Niente più mamme, dunque, o piccole vagabonde, o colombe che volavano nel cielo. Ma, più semplicemente, alberi che diventano infiniti e sassi che il mare ha consumato. E anche frasi che richiamavano un amore inteso nella propria quotidianità, nella propria essenza.

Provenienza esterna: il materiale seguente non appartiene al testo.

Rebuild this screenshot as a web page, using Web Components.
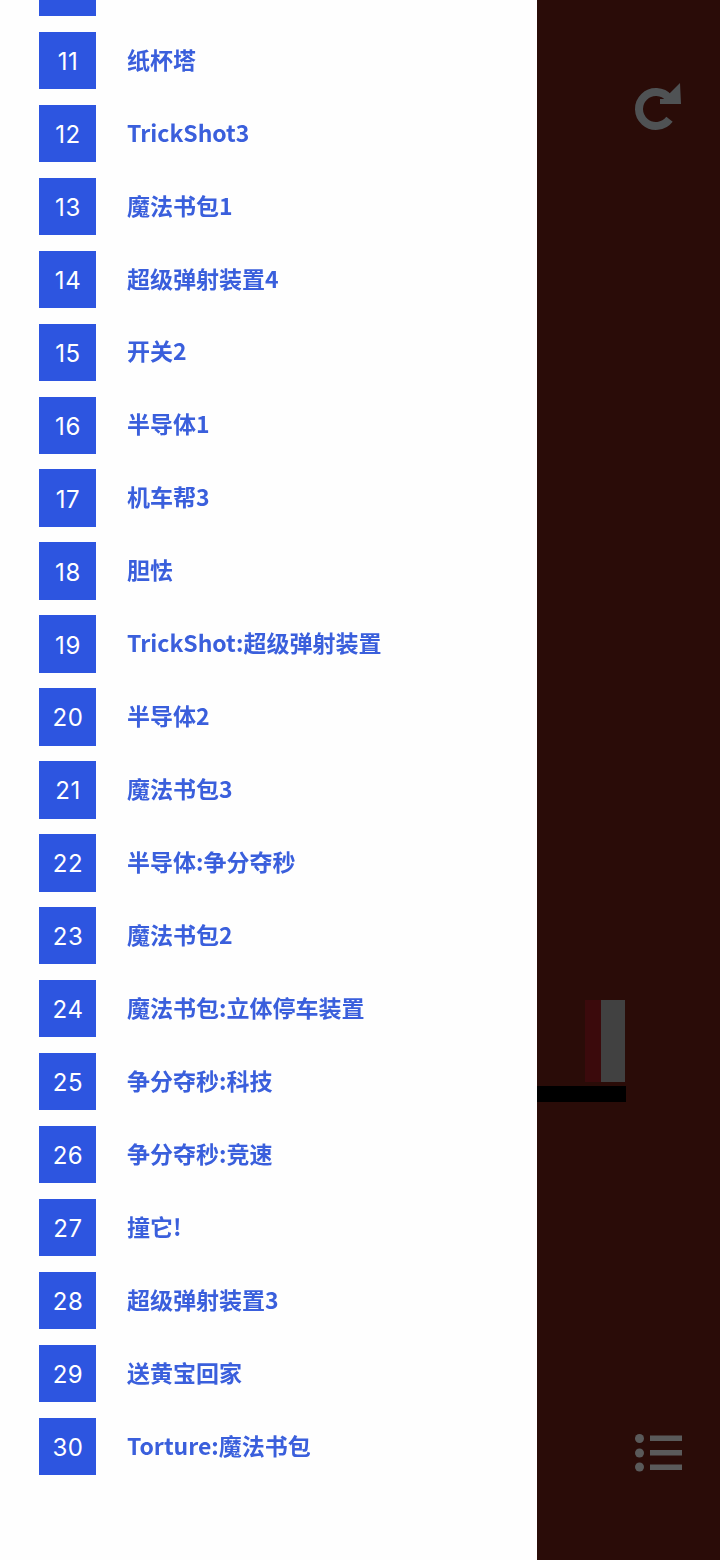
<!DOCTYPE html>
<html lang="zh">
<head>
<meta charset="utf-8">
<title>Levels</title>
<style>
    html, body { margin: 0; height: 1560px; overflow: hidden; background: #2a0c08; }
    body { font-family: "Noto Sans CJK SC", "Noto Sans", sans-serif; }
    game-screen { height: 1560px; }
</style>
</head>
<body>
<game-screen>
    <level-list slot="drawer"></level-list>
    <game-panel slot="panel"></game-panel>
</game-screen>

<script>
const levels = [
    [11, '纸杯塔'], [12, 'TrickShot3'], [13, '魔法书包1'], [14, '超级弹射装置4'],
    [15, '开关2'], [16, '半导体1'], [17, '机车帮3'], [18, '胆怯'],
    [19, 'TrickShot:超级弹射装置'], [20, '半导体2'], [21, '魔法书包3'],
    [22, '半导体:争分夺秒'], [23, '魔法书包2'], [24, '魔法书包:立体停车装置'],
    [25, '争分夺秒:科技'], [26, '争分夺秒:竞速'], [27, '撞它!'], [28, '超级弹射装置3'],
    [29, '送黄宝回家'], [30, 'Torture:魔法书包']
];

class GameScreen extends HTMLElement {
    constructor() {
        super();
        this.attachShadow({ mode: 'open' }).innerHTML = /*html*/`
            <style>
                :host { display: flex; width: 720px; }
                #drawer { flex: 0 0 537px; background: #fefefe; overflow: hidden; }
                #panel { flex: 1; display: flex; }
            </style>
            <div id="drawer"><slot name="drawer"></slot></div>
            <div id="panel"><slot name="panel"></slot></div>`;
    }
}

class LevelRow extends HTMLElement {
    constructor() {
        super();
        this.attachShadow({ mode: 'open' }).innerHTML = /*html*/`
            <style>
                :host { display: flex; align-items: center; height: 57.4px; }
                #num {
                    flex: 0 0 57px;
                    box-sizing: border-box;
                    height: 100%;
                    padding: 2px 0 0 1px;
                    display: flex;
                    align-items: center;
                    justify-content: center;
                    background: #2d55e0;
                    color: #fff;
                    font: 400 24px Inter, sans-serif;
                    letter-spacing: 0.6px;
                }
                #name {
                    margin: 0 0 2px 31px;
                    color: #3a5fdc;
                    font: 700 23px/1.2 "Noto Sans CJK SC", sans-serif;
                    white-space: nowrap;
                    filter: blur(0.3px);
                }
            </style>
            <div id="num"><slot name="num"></slot></div>
            <div id="name"><slot></slot></div>`;
    }
}

class LevelList extends HTMLElement {
    constructor() {
        super();
        const rows = levels.map(([n, name]) =>
            `<level-row><span slot="num">${n}</span>${name}</level-row>`).join('');
        this.attachShadow({ mode: 'open' }).innerHTML = /*html*/`
            <style>
                :host { display: block; }
                #list { display: flex; flex-direction: column; gap: 15.55px; padding-left: 39px; }
                #cut { width: 57px; height: 16.3px; background: #2d55e0; }
            </style>
            <div id="list"><div id="cut"></div>${rows}</div>`;
    }
}

class GamePanel extends HTMLElement {
    constructor() {
        super();
        this.attachShadow({ mode: 'open' }).innerHTML = /*html*/`
            <style>
                :host {
                    display: flex;
                    flex: 1;
                    flex-direction: column;
                    justify-content: space-between;
                    align-items: flex-end;
                    position: relative;
                    box-sizing: border-box;
                    height: 1560px;
                    padding: 83px 38px 88px 0;
                    background: #2a0c08;
                }
                svg { display: block; }
                /* things on the game canvas */
                #ledge { position: absolute; left: 0; top: 1086px; width: 89px; height: 16px; background: #000; }
                #post { position: absolute; left: 48px; top: 1000px; width: 40px; height: 82px; display: flex; }
                #post i { display: block; }
                #post i:nth-child(1) { width: 16px; background: #3b0a0c; }
                #post i:nth-child(2) { flex: 1; background: #414141; }
            </style>
            <svg width="47" height="47" viewBox="0 0 47 47" fill="none" stroke="#4f5254">
                <path d="M34.5 36.3A17 17 0 1 1 34 15L37 18" stroke-width="8"/>
                <path d="M45 0L46 21H25V16H29Z" fill="#4f5254" stroke="none"/>
            </svg>
            <svg width="47" height="38" viewBox="0 0 47 38" fill="#5a5a5a">
                <circle cx="4.5" cy="4.5" r="4.5"/><circle cx="4.5" cy="19" r="4.5"/><circle cx="4.5" cy="33" r="4.5"/>
                <rect x="15" y="1.5" width="32" height="5.5"/><rect x="15" y="16" width="32" height="5.5"/><rect x="15" y="30.5" width="32" height="5.5"/>
            </svg>
            <div id="post"><i></i><i></i></div>
            <div id="ledge"></div>`;
    }
}

customElements.define('game-screen', GameScreen);
customElements.define('level-row', LevelRow);
customElements.define('level-list', LevelList);
customElements.define('game-panel', GamePanel);
</script>
</body>
</html>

«Ho voluto affrontare questo tema - spiega Adriano Vignola - per ricordare una stagione lontana ma ricca di grandi fermenti culturali. E la canzone fu un modo per uscire da certa cultura stereotipata che aveva caratterizzato il Dopoguerra e gli anni Cinquanta. Sono gli anni in cui la scuola genovese, rifacendosi a Jacques Brel e a Georges Brassens, con Umberto Bindi, Luigi Tenco, Gino Paoli e Bruno Lauzi. Accanto a loro, autori quali Piero Ciampi, Sergio Endrigo, Nanni Ricordi e Fabrizio De Andrè, il quale, però, stava percorrendo itinerari tutti suoi».
Vignola è entusiasta del proprio lavoro, ci crede, è convinto di aver messo insieme alcune belle canzoni. Tutto sommato, ha ragione, perché brani come Arrivederci di Bindi, Il poeta di Lauzi, Non arrossire e Le nostre serate di Giorgio Gaber appartengono al nostro ieri, è vero, ma ancora oggi hanno una potenza straordinaria: «Mi rivolgo soprattutto a chi c'era, ai tanti giovani che come me scoprirono in Tenco l'amore travagliato e a volte fallimentare, in Paoli l'amore totale e in Endrigo l'amore che si sposa con la quotidianità. Erano belle canzoni, e non è un caso che nel corso degli anni abbiano mantenuto intatto il loro fascino, anche quando il pop negli anni Sessanta e il rock nel decennio successivo provarono a spazzar via quell'amore che univa i primi sogni proibiti a versi che ancora oggi racchiudono intensità ed emozioni autentiche».